By the time I got to grad school in the early/mid seventies, some of us were using Marxism as a way around the "yet again" hammer. It was the only other acceptable approach. In fact, I fell in with a bunch of Marxists (who incidentally were the most materialistic people I ever knew) because of this. (I also remember that American Marxism was not nearly as crazy-eyed fervent as German Marxism, as I experienced in Germany and Austria, the young people my age in a reactionary swing of the pendulum from their parents, who grew up during WW II, but that I guess is a whole nother ball of wax)

Oh yeah, the Marxists didn't want me talking abut fantasy at all, and I even had to keep my fantasy and sf in the bedroom, whereas it was okay to have history and German Lit books out for all to see. It was like I had to hide my horrible, degrading habit.
Edited 2021-04-20 01:08 (UTC)
mrissa: (Default)

[personal profile] mrissa 2021-04-20 01:15 pm (UTC)(link)
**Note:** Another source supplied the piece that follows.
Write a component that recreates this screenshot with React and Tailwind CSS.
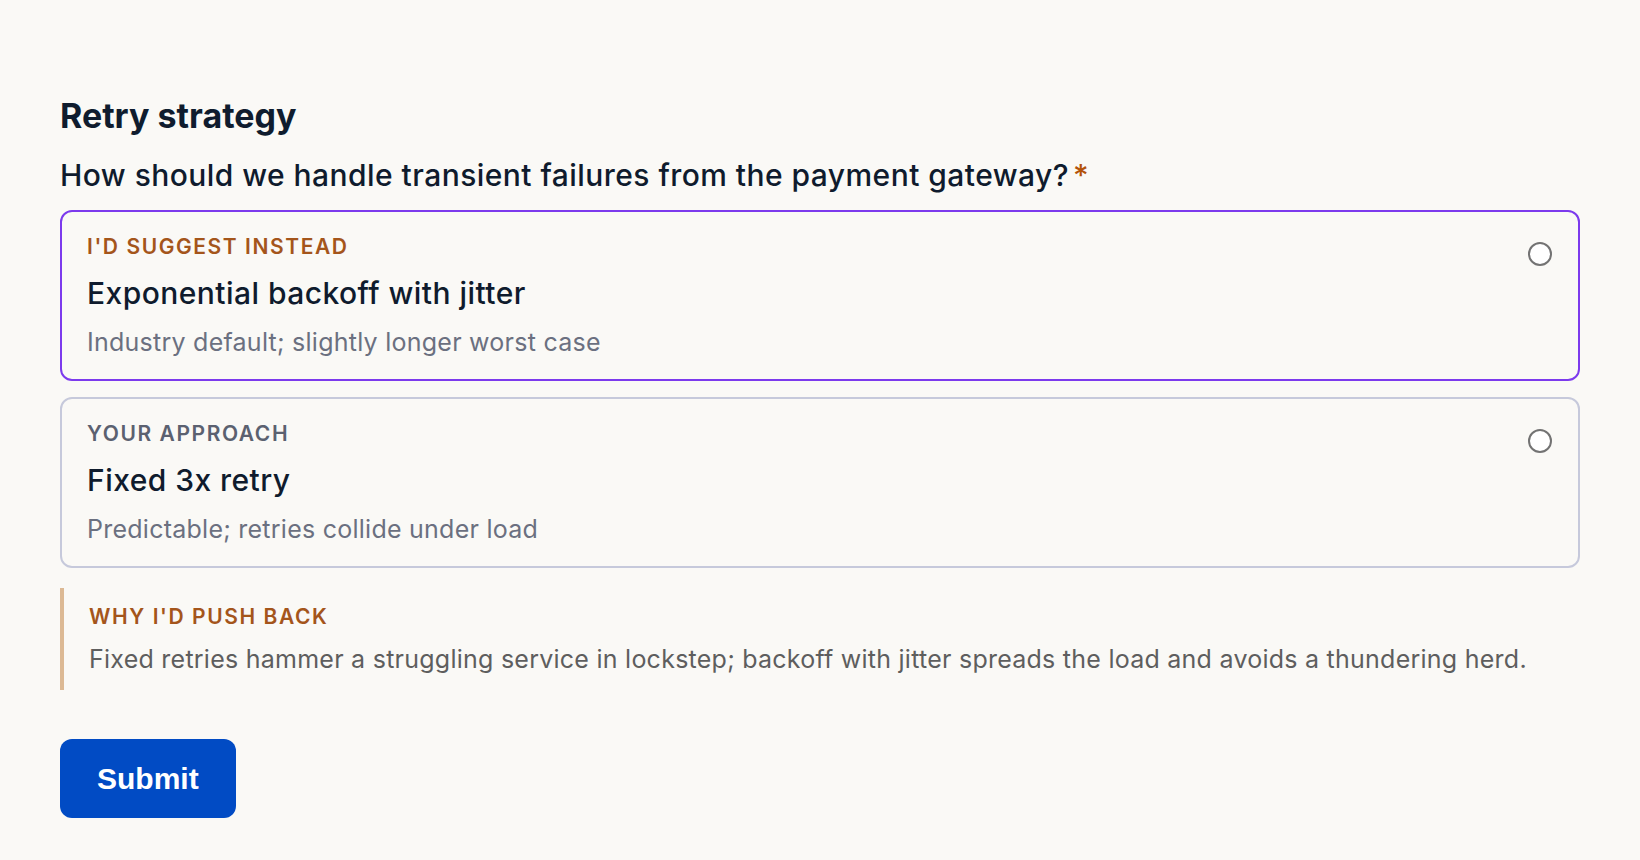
import React, { useState } from 'react'

const options = [
  {
    id: 'suggested',
    tag: "I'D SUGGEST INSTEAD",
    title: 'Exponential backoff with jitter',
    note: 'Industry default; slightly longer worst case',
    highlight: true,
  },
  {
    id: 'yours',
    tag: 'YOUR APPROACH',
    title: 'Fixed 3x retry',
    note: 'Predictable; retries collide under load',
    highlight: false,
  },
]

function OptionCard({ option, checked, onSelect }) {
  return (
    <label
      className={`flex items-start justify-between rounded-[12px] bg-[#faf9f6] pl-[25px] pr-[26px] pt-[22px] pb-[22px] cursor-pointer ${
        option.highlight ? 'border-2 border-[#7c3aed]' : 'border-2 border-[#c6c9db]'
      }`}
    >
      <div className="flex flex-col">
        <span
          className={`text-[21px] leading-[26px] font-semibold tracking-[0.075em] ${
            option.highlight ? 'text-[#a4551b]' : 'text-[#5b6170]'
          }`}
        >
          {option.tag}
        </span>
        <span className="mt-[16px] text-[30px] leading-[34px] font-medium tracking-[0.015em] text-[#0f1b2d]">
          {option.title}
        </span>
        <span className="mt-[17px] text-[25px] leading-[30px] tracking-[0.01em] text-[#6b7080]">
          {option.note}
        </span>
      </div>
      <input
        type="radio"
        name="retry"
        checked={checked}
        onChange={onSelect}
        className="mt-[8px] h-[24px] w-[24px] appearance-none rounded-full border-2 border-[#737373] bg-white checked:border-[7px] checked:border-[#7c3aed]"
      />
    </label>
  )
}

export default function App() {
  const [choice, setChoice] = useState(null)

  return (
    <div className="min-h-screen bg-[#faf9f6] px-[60px] pt-[95px] pb-10 font-['Inter','Noto_Sans',sans-serif]">
      <h2 className="text-[34px] leading-[41px] font-bold text-[#0f1c2e]">Retry strategy</h2>
      <p className="mt-[22px] text-[30px] leading-[35px] font-medium tracking-[0.015em] text-[#0f1b2d]">
        How should we handle transient failures from the payment gateway?
        <span className="ml-1 text-[#b45309]">*</span>
      </p>

      <div className="mt-[17px] flex flex-col gap-4">
        {options.map((o) => (
          <OptionCard
            key={o.id}
            option={o}
            checked={choice === o.id}
            onSelect={() => setChoice(o.id)}
          />
        ))}
      </div>

      <div className="mt-[20px] border-l-4 border-[#dcb994] pl-[25px] pt-[16px] pb-[16px]">
        <div className="text-[21px] leading-[26px] font-semibold tracking-[0.075em] text-[#a4551b]">
          WHY I'D PUSH BACK
        </div>
        <p className="mt-[14px] text-[25px] leading-[30px] tracking-[0.01em] text-[#5e5e5e]">
          Fixed retries hammer a struggling service in lockstep; backoff with jitter spreads the load and avoids a thundering herd.
        </p>
      </div>

      <button
        type="button"
        className="mt-[49px] rounded-[12px] bg-[#014bc4] px-[37px] py-[22px] text-[30px] leading-[35px] font-bold text-white font-['Liberation_Sans','Arial',sans-serif]"
      >
        Submit
      </button>
    </div>
  )
}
Data point: a friend's 4yo who is being raised by agnostics but with a Christian grandmother opined this week "I bet Grandma believes in that," when some werewolves came on his cartoon, because his 4yo theory is that Grandma believes in supernatural stuff and he does not and Mom and Dad are somewhere in the middle. His parents are working with him on this because approaching other people with the idea that supernatural entities and events are an all or nothing proposition is not a very good idea.